Não se deve esquecer que o Direito tem, entre seus objetivos, o de pacificar as controvérsias (e, principalmente, o de evitá-las, desestimulando a prática de condutas ilícitas), estabilizando as contingências das ações humanas e regulando as condutas de modo que cada pessoa possa esperar que as demais se comportem de determinada maneira (que ela própria também deve observar).

Logo, a adoção das mesmas decisões judiciais para casos concretos similares importa em estabilidade e segurança jurídica, do que deriva não só a coisa julgada, mas o respeito ao direito adquirido, a irretroatividade e a vedação à ultra-atividade dos atos normativos. Por essas razões, o julgamento monocrático também confere segurança, ao observar (e antecipar) decisões anteriores tomadas de forma reiterada sobre o assunto.

 


Referências

HÜBNER, Rui Fernando. Julgamento de recurso por decisão monocrática: tendência no direito processual civil brasileiro e recorribilidade das decisões. Porto Alegre: Dom Quixote, 2007.
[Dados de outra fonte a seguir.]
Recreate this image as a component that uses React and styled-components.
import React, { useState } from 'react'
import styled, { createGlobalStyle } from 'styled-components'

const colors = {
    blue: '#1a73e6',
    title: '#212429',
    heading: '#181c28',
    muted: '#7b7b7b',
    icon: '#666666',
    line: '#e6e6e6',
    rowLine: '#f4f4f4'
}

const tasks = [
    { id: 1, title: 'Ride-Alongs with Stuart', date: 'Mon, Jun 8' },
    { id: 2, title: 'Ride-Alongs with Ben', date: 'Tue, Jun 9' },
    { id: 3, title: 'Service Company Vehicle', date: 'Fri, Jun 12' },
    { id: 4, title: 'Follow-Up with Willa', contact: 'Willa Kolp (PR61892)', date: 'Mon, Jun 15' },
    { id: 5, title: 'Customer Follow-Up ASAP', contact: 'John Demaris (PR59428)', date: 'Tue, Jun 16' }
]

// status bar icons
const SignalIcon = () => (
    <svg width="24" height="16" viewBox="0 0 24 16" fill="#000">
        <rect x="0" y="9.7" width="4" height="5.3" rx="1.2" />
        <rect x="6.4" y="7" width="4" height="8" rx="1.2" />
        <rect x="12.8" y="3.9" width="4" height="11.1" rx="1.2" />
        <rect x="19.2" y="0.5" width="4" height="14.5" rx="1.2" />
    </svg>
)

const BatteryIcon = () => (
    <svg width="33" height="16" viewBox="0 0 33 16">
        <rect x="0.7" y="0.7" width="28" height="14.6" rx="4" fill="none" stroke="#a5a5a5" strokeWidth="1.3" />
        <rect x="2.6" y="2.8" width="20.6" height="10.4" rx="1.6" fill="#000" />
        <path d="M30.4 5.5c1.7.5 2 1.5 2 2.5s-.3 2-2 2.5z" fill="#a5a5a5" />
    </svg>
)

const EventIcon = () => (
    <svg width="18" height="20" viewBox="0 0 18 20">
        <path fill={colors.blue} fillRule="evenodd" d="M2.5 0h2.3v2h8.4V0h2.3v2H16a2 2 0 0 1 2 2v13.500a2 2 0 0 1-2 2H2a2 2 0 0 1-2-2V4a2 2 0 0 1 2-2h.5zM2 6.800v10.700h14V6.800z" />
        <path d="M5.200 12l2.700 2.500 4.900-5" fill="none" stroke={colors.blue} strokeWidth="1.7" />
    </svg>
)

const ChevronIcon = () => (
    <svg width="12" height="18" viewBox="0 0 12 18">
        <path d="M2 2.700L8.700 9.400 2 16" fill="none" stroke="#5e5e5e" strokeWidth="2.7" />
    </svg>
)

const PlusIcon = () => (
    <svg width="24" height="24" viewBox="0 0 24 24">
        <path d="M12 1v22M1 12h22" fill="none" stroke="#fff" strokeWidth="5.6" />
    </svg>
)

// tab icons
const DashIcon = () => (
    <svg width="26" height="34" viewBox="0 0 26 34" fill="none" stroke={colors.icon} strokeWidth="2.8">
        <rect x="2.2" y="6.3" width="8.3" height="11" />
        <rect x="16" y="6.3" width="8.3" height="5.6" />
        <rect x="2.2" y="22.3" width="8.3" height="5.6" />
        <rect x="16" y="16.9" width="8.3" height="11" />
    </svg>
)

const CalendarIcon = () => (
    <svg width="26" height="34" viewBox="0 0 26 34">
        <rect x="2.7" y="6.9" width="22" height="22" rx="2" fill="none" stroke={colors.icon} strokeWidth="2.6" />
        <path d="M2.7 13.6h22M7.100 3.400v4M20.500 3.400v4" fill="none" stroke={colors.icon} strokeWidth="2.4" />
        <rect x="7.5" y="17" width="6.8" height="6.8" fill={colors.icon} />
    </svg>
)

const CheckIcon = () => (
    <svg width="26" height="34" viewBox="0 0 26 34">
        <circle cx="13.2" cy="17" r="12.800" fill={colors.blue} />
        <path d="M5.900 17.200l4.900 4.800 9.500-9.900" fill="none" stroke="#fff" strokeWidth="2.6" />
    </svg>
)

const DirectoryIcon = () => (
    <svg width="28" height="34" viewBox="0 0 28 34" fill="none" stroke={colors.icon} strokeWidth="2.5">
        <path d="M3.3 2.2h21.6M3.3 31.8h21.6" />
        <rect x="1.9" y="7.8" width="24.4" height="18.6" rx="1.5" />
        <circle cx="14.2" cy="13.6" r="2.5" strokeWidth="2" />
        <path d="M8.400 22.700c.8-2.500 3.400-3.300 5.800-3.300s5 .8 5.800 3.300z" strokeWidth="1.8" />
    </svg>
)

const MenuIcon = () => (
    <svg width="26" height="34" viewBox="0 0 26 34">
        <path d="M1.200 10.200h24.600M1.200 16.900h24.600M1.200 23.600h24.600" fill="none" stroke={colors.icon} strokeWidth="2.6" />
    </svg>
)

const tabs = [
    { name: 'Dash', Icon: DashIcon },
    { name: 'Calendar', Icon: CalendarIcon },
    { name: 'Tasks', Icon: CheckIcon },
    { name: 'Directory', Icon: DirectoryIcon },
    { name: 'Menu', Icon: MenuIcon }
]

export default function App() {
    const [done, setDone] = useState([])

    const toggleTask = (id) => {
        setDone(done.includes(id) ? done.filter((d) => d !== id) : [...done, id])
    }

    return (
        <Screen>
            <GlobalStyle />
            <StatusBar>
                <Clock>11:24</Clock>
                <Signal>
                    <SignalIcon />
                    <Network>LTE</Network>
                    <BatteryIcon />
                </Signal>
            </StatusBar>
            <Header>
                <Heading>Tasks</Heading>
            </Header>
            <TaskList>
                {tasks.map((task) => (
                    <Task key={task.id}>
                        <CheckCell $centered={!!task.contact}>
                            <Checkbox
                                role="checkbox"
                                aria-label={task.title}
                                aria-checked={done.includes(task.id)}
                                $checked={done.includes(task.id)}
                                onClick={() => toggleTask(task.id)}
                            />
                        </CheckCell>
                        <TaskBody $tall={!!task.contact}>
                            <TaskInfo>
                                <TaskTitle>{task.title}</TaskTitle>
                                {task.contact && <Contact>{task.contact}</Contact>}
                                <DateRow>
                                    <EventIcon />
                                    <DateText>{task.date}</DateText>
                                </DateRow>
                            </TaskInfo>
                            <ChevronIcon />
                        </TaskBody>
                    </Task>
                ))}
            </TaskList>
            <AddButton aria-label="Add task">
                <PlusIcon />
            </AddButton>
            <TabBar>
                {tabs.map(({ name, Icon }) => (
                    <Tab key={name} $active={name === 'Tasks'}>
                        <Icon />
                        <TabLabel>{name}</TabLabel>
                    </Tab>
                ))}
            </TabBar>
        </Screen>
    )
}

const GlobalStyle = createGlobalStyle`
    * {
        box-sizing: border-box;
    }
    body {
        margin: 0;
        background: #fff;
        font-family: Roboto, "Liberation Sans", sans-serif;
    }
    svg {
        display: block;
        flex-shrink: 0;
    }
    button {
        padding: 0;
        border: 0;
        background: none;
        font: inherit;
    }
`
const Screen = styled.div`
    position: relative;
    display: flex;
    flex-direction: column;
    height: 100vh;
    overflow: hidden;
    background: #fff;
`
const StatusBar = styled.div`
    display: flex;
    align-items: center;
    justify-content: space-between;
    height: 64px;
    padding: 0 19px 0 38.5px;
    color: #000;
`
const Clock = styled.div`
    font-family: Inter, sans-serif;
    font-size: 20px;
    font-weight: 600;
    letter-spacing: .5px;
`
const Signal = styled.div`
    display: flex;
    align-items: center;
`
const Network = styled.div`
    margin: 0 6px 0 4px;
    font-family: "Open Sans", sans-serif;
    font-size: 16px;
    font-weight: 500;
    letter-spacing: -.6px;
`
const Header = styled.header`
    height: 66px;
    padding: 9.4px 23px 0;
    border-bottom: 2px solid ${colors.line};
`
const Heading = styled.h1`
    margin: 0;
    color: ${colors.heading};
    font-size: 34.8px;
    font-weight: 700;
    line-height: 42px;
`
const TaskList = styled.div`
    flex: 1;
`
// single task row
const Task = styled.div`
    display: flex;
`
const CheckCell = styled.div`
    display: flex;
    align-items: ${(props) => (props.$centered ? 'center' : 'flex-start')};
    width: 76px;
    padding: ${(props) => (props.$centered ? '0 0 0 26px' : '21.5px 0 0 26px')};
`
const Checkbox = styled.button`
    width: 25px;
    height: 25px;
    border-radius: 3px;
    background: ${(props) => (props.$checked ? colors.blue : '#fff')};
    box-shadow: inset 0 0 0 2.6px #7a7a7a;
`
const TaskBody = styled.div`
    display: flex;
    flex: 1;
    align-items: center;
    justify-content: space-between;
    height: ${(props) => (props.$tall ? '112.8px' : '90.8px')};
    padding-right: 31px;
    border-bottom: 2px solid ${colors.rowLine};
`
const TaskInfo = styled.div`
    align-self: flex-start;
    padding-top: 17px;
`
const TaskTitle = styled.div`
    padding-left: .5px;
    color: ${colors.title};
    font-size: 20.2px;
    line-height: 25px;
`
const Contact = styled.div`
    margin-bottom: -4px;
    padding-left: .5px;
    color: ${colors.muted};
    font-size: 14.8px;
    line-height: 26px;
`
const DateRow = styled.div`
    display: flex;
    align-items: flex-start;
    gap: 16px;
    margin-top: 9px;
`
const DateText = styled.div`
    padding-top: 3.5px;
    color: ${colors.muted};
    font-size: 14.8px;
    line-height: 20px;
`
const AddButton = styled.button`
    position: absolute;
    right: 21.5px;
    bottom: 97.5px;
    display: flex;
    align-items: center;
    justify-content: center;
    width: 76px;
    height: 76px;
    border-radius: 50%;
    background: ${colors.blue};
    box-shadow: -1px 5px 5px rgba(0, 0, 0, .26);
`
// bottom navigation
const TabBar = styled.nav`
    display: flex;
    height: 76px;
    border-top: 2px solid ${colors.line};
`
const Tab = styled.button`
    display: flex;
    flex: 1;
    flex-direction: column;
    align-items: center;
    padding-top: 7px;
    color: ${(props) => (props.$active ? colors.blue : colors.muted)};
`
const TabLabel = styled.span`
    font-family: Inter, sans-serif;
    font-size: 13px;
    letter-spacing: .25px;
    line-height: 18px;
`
SENADO FEDERAL. Annaes do Senado Federal. v. IX. Rio de Janeiro: Imprensa Nacional, 1917.

 

[1] Em discurso proferido no Plenário do Senado, na sessão de 29 de dezembro 1914, o então Senador Ruy Barbosa afirmou que o Supremo Tribunal Federal tem o direito de “errar por último”. Em suas palavras: “O Supremo Tribunal Federal, senhores, não sendo infalível, pode errar, mas a alguém deve ficar o direito de errar por último, de decidir por último, de dizer alguma coisa que se deva ser considerada como erro ou como verdade” (SENADO FEDERAL. Annaes do Senado Federal. v. IX. Rio de Janeiro: Imprensa Nacional, 1917. p. 189-190).
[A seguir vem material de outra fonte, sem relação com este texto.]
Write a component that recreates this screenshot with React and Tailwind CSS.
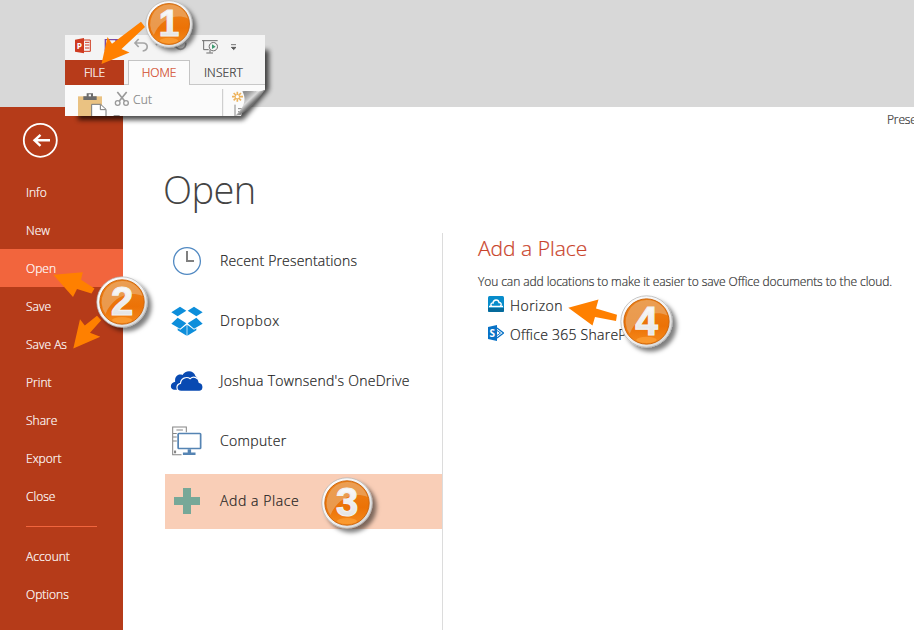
import React from "react";

const light = "font-['Open_Sans','Noto_Sans',sans-serif] font-light";
const regular = "font-['Open_Sans','Noto_Sans',sans-serif] font-[350] [-webkit-text-stroke:0.2px]";

function Badge({ n, className }) {
  const id = "badge" + n;
  return (
    <svg className={"absolute overflow-visible " + className} viewBox="0 0 52 52">
      <defs>
        <linearGradient id={id + "ring"} x1="0" y1="0" x2="1" y2="1">
          <stop offset="0" stopColor="#ffffff" />
          <stop offset=".55" stopColor="#f0f0f0" />
          <stop offset="1" stopColor="#cfcfcf" />
        </linearGradient>
        <linearGradient id={id + "fill"} x1="0" y1="0" x2="0" y2="1">
          <stop offset="0" stopColor="#ed841c" />
          <stop offset=".6" stopColor="#ec7206" />
          <stop offset="1" stopColor="#f58a1c" />
        </linearGradient>
        <linearGradient id={id + "num"} x1="0" y1="0" x2="0" y2="1">
          <stop offset="0" stopColor="#ffffff" />
          <stop offset="1" stopColor="#dedede" />
        </linearGradient>
        <filter id={id + "sh"} x="-30%" y="-30%" width="180%" height="180%">
          <feDropShadow dx="4" dy="4" stdDeviation="2.3" floodColor="#000" floodOpacity=".5" />
        </filter>
      </defs>
      <circle cx="26" cy="26" r="25.2" fill={`url(#${id}ring)`} stroke="#b0b0b0" strokeWidth=".7" filter={`url(#${id}sh)`} />
      <circle cx="26" cy="26" r="22.2" fill={`url(#${id}fill)`} stroke="#c9620a" strokeWidth=".9" />
      <path d="M9.5 38 A21 21 0 0 1 26 5 A21 21 0 0 1 46.5 20 C32 14 16 22 9.5 38Z" fill="#e9a765" opacity=".75" />
      <ellipse cx="26" cy="44" rx="10" ry="3" fill="#ffa640" opacity=".6" />
      <text
        x="26" y="39.3" textAnchor="middle" fontSize="40" fontWeight="700"
        fontFamily="Liberation Sans, sans-serif" fill={`url(#${id}num)`} stroke="#f1f1f1" strokeWidth="1.1"
      >{n}</text>
    </svg>
  );
}

function Arrows() {
  return (
    <svg className="absolute left-0 top-0 w-[914px] h-[630px] pointer-events-none" viewBox="0 0 914 630" fill="#ff8000">
      <path d="M101.5 64 L107.5 37 L112 43.8 L141 21.8 L145 27 L121.5 49 L129.5 52.5Z" />
      <path d="M53.3 274.7 L82.8 272.3 L81 279.8 L94.5 288.5 L91.5 293.5 L77 289 L73 297Z" />
      <path d="M73.3 348.5 L80 319.3 L84.8 325.5 L97 315.8 L101.2 320.3 L90 332.7 L100.3 336.7Z" />
      <path d="M568.3 307.7 L598.5 299.5 L596 308.5 L617 314.7 L616 321 L595 317 L592.5 325.5Z" />
    </svg>
  );
}

function Snippet() {
  return (
    <div className="absolute left-[65px] top-[35px] h-[81px] w-[200px]">
      <svg className="absolute left-0 top-0 h-[81px] w-[200px] overflow-visible" viewBox="65 35 200 81">
        <filter id="pageShadow" x="-20%" y="-30%" width="140%" height="170%">
          <feGaussianBlur stdDeviation="2.4" />
        </filter>
        <path d="M78 50H269V90L243 120H78Z" fill="#000" opacity=".7" filter="url(#pageShadow)" />
        <path d="M65 35H265V90L246 98L241 116H65Z" fill="#fbfbfb" />
      </svg>
      <div className="relative flex h-[25px] items-center bg-[#f4f4f4]">
        <svg className="h-[25px] w-[200px]" viewBox="30 105 600 75">
          <path d="M60 119 L87 114 V160 L60 155Z" fill="#cf3b20" />
          <path d="M87 120H106V154H87 M90 127H103 M90 135H103 M90 144H103" stroke="#cf3b20" strokeWidth="3" fill="none" />
          <text x="65" y="147" fontSize="25" fontWeight="700" fontFamily="Open Sans, sans-serif" fill="#fff">P</text>
          <path d="M151 119H190V156H155L151 152Z" fill="none" stroke="#7b4ba5" strokeWidth="4" />
          <path d="M181 119H190V134H181Z M160 143H181V156H160Z" fill="#7b4ba5" />
          <path d="M251 117L240 129L251 141M241 129H264C281 129 281 151 263 153" stroke="#a5a5a5" strokeWidth="5" fill="none" />
          <path d="M300 131H310L305 137Z" fill="#a5a5a5" />
          <path d="M361 128A16 16 0 1 0 392 128" stroke="#a5a5a5" strokeWidth="5" fill="none" />
          <path d="M441 122H488M446 122V149H461M465 149V158M454 159H474" stroke="#6c6c6c" strokeWidth="3" fill="none" />
          <circle cx="475" cy="140" r="12.5" fill="#f4f4f4" stroke="#6c6c6c" strokeWidth="3" />
          <path d="M471 133L482 140L471 147Z" fill="#3d9970" />
          <path d="M528 134H543M529 142H543L536 149Z" stroke="#555" strokeWidth="2.4" fill="#555" />
        </svg>
      </div>
      <div className={"relative flex h-[25px] bg-[#f4f4f4] text-[12px] leading-[25px] " + regular}>
        <div className="w-[59px] bg-[#b73b1a] text-center text-[12px] tracking-[-0.2px] text-white">FILE</div>
        <div className="w-[4px] border-b border-[#c8c8c8]" />
        <div className="w-[62px] border-x border-t border-[#c4c4c4] bg-[#fbfbfb] text-center tracking-[-0.1px] text-[#d24726]"><span className="relative -top-px">HOME</span></div>
        <div className="flex-1 border-b border-[#c8c8c8] pl-[14px] tracking-[0.1px] text-[#333]">INSERT</div>
      </div>
      <div className="relative h-[31px]">
        <svg className="absolute left-0 top-0 h-[31px] w-[200px]" viewBox="30 255 600 93">
          <path d="M69 289H141V348H69Z" fill="#eac282" />
          <path d="M85 289H95V280H114V289H125V300H85Z" fill="#6b6b6b" />
          <path d="M101 283H108V289H101Z" fill="#fbfbfb" />
          <path d="M110 348V313H137L153 328V348" fill="#fff" stroke="#777" strokeWidth="3" />
          <path d="M136 314V329H152" fill="none" stroke="#777" strokeWidth="3" />
          <path d="M187 276L209 303M215 276L193 303" stroke="#999" strokeWidth="5" fill="none" />
          <circle cx="188" cy="309" r="7" fill="none" stroke="#999" strokeWidth="4" />
          <circle cx="213" cy="309" r="7" fill="none" stroke="#999" strokeWidth="4" />
          <path d="M176 347H194" stroke="#888" strokeWidth="3" />
          <path d="M503 267V348" stroke="#c6c6c6" strokeWidth="3" />
          <path d="M547 275V305M531 290H564M536 279L558 301M558 279L536 301" stroke="#edb35c" strokeWidth="5" />
          <circle cx="547" cy="290" r="5" fill="#fff" />
          <path d="M540 314V348M549 326H564M549 335H564M549 344H560" stroke="#888" strokeWidth="3" />
        </svg>
        <span className={"relative left-[68px] top-[5px] block text-[12px] leading-[20px] tracking-[0.2px] text-[#858585] " + regular}>Cut</span>
      </div>
      <svg className="absolute left-0 top-0 h-[81px] w-[200px]" viewBox="30 105 600 243">
        <defs>
          <linearGradient id="curl" x1="562" y1="276" x2="594" y2="310" gradientUnits="userSpaceOnUse">
            <stop offset="0" stopColor="#858585" />
            <stop offset=".35" stopColor="#a4a4a4" />
            <stop offset=".68" stopColor="#dadada" />
            <stop offset="1" stopColor="#6c6c6c" />
          </linearGradient>
        </defs>
        <path d="M630 269C610 278 590 270 562 274C577 300 565 325 540 348C574 342 606 306 630 269Z" fill="url(#curl)" />
      </svg>
    </div>
  );
}

function NavItem({ children, active }) {
  return (
    <div className={"flex h-[38px] items-center pl-[26px] pt-[2px] text-[12px] text-white " + regular + (active ? " bg-[#f2653d]" : "")}>
      {children}
    </div>
  );
}

function Place({ icon, children, className = "h-[60px]", textClass = "" }) {
  return (
    <div className={"flex items-center pl-[5px] " + className}>
      <div className="flex w-[34px] justify-center">{icon}</div>
      <div className={"-mt-[2px] ml-[16px] whitespace-nowrap text-[14px] text-[#1c1c1c] " + regular + " " + textClass}>{children}</div>
    </div>
  );
}

const clock = (
  <svg className="h-[30px] w-[30px]" viewBox="0 0 30 30" fill="none">
    <circle cx="15" cy="15" r="13.4" stroke="#5189c2" strokeWidth="1.3" />
    <path d="M15 5V15H22" stroke="#808080" strokeWidth="2" />
  </svg>
);
const dropbox = (
  <svg className="h-[30px] w-[32px]" viewBox="34 34 96 90" fill="#0d8edb">
    <path d="M61 36L80 48L54 65L35 53Z M103 36L129 53L110 65L84 48Z M54 69L80 86L61 102L35 87Z M110 69L129 87L103 102L84 86Z" />
    <path d="M81 90L62 105L54 101V107L81 123Z M83 90L103 105L110 101V107L83 123Z" />
  </svg>
);
const onedrive = (
  <svg className="h-[22px] w-[34px]" viewBox="31 222 101 66" fill="#094ab2">
    <path d="M42 281C30 280 29 260 46 257C44 242 54 232 68 237C76 222 102 221 107 241C112 244 113 247 114 250L76 270L54 281Z" />
    <path d="M64 286C48 286 47 266 62 262C63 247 80 240 91 248C101 239 117 245 118 259C133 261 134 285 118 286Z" stroke="#fff" strokeWidth="3.5" />
  </svg>
);
const computer = (
  <svg className="h-[30px] w-[30px]" viewBox="38 34 88 88" fill="none">
    <path d="M80 52V37H40V118H66M51 46H70M41 56H52M41 66H52M41 78H52" stroke="#858585" strokeWidth="3" />
    <path d="M44 106H50V114H44Z" fill="#858585" />
    <rect x="56" y="56" width="66" height="44" rx="2" fill="#fff" stroke="#5584b3" strokeWidth="5" />
    <path d="M84 102H94V112H107V119H70V112H84Z" fill="#5584b3" />
  </svg>
);
const plus = (
  <svg className="-mt-px h-[26px] w-[26px]" viewBox="0 0 26 26" fill="#77a898">
    <path d="M9 0H17V9H26V17H17V26H9V17H0V9H9Z" />
  </svg>
);

export default function App() {
  return (
    <div className="relative flex h-[630px] w-[914px] flex-col overflow-hidden bg-white">
      <div className="h-[107px] shrink-0 bg-[#d8d8d8]" />
      <div className="flex flex-1">
        <nav className="w-[123px] shrink-0 bg-[#b53b19]">
          <div className="h-[66px] pl-[22px] pt-[15px]">
            <svg className="h-[36px] w-[36px]" viewBox="0 0 36 36" fill="none" stroke="#fff">
              <circle cx="18.3" cy="18.3" r="16.5" strokeWidth="1.8" />
              <path d="M28 18.3H12M18.5 12.8L12.5 18.3L18.5 23.8" strokeWidth="2.4" />
            </svg>
          </div>
          <NavItem>Info</NavItem>
          <NavItem>New</NavItem>
          <NavItem active>Open</NavItem>
          <NavItem>Save</NavItem>
          <NavItem>Save As</NavItem>
          <NavItem>Print</NavItem>
          <NavItem>Share</NavItem>
          <NavItem>Export</NavItem>
          <NavItem>Close</NavItem>
          <div className="mb-[10px] ml-[26px] mt-[11px] h-px w-[71px] bg-[#f2653d]" />
          <NavItem>Account</NavItem>
          <NavItem>Options</NavItem>
        </nav>
        <main className="ml-[42px] w-[277px] shrink-0">
          <h1 className={"-ml-[2px] h-[124px] pt-[55px] text-[38px] leading-[54px] tracking-[-0.6px] text-[#444] " + light}>Open</h1>
          <Place icon={clock} textClass="tracking-[0.17px]">Recent Presentations</Place>
          <Place icon={dropbox} textClass="tracking-[0.65px]">Dropbox</Place>
          <Place icon={onedrive} textClass="tracking-[0.27px]">Joshua Townsend's OneDrive</Place>
          <Place icon={computer} textClass="tracking-[0.35px]">Computer</Place>
          <Place icon={plus} className="mt-[3px] h-[55px] bg-[#f9ceb7]" textClass="tracking-[0.57px]">Add a Place</Place>
        </main>
        <div className="mt-[126px] w-px shrink-0 bg-[#dcdcdc]" />
        <section className="w-[471px] shrink-0 overflow-hidden pl-[35px]">
          <div className={"ml-[409px] whitespace-nowrap pt-[3px] text-[12px] leading-[20px] tracking-[-0.15px] text-[#333] " + regular}>Prese</div>
          <h2 className={"mt-[103px] text-[21px] leading-[30px] text-[#c9432a] " + regular}>Add a Place</h2>
          <p className={"mt-[9px] whitespace-nowrap text-[12px] leading-[20px] tracking-[-0.08px] text-[#333] " + regular}>You can add locations to make it easier to save Office documents to the cloud.</p>
          <div className={"-mt-px flex h-[29px] items-center pl-[10px] text-[14px] text-[#1c1c1c] " + regular}>
            <svg className="-mt-[4px] h-[16px] w-[16px]" viewBox="0 0 16 16">
              <rect width="16" height="16" rx="1.5" fill="#078ccb" />
              <path d="M0 12H16V14.5Q16 16 14.5 16H1.5Q0 16 0 14.5Z" fill="#056a9b" />
              <path d="M1 10.5H4M12 10.5H15M4 10.5C1.5 9 3.5 6.5 5 7C5.5 3 10.5 3 11 6.5C13.5 6.5 14 9 12 10.5Z" fill="none" stroke="#fff" strokeWidth="1.4" />
            </svg>
            <span className="ml-[6px] tracking-[0.45px]">Horizon</span>
          </div>
          <div className={"flex h-[29px] items-center pl-[10px] text-[14px] text-[#1c1c1c] " + regular}>
            <svg className="-mt-[4px] h-[16px] w-[16px]" viewBox="0 0 16 16">
              <path d="M9 3L15.5 8L9 13" fill="none" stroke="#0872c6" strokeWidth="1.3" />
              <path d="M9 5.5L12.5 8L9 10.5" fill="none" stroke="#0872c6" strokeWidth="1" />
              <path d="M0 2L9 0V16L0 14Z" fill="#0872c6" />
              <text x="1.6" y="11.5" fontSize="10" fontWeight="700" fontFamily="Open Sans, sans-serif" fill="#fff">S</text>
            </svg>
            <span className="ml-[6px] whitespace-nowrap tracking-[0.25px]">Office 365 ShareP</span>
          </div>
        </section>
      </div>
      <Snippet />
      <Arrows />
      <Badge n={1} className="left-[144.5px] top-0 h-[48px] w-[48px]" />
      <Badge n={2} className="left-[95.5px] top-[275.5px] h-[52px] w-[52px]" />
      <Badge n={3} className="left-[321px] top-[477px] h-[52px] w-[52px]" />
      <Badge n={4} className="left-[620px] top-[295px] h-[53px] w-[53px]" />
    </div>
  );
}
[2] Sobre a abrangência dos recursos manifestamente inadmissíveis, prejudicados e improcedentes: HÜBNER, Rui Fernando. Julgamento de recurso por decisão monocrática: tendência no direito processual civil brasileiro e recorribilidade das decisões. Porto Alegre: Dom Quixote, 2007. p. 24-26.

[3] Tratando dessa possibilidade: HÜBNER, Rui Fernando. Julgamento de recurso por decisão monocrática: tendência no direito processual civil brasileiro e recorribilidade das decisões. Porto Alegre: Dom Quixote, 2007. p. 39-40.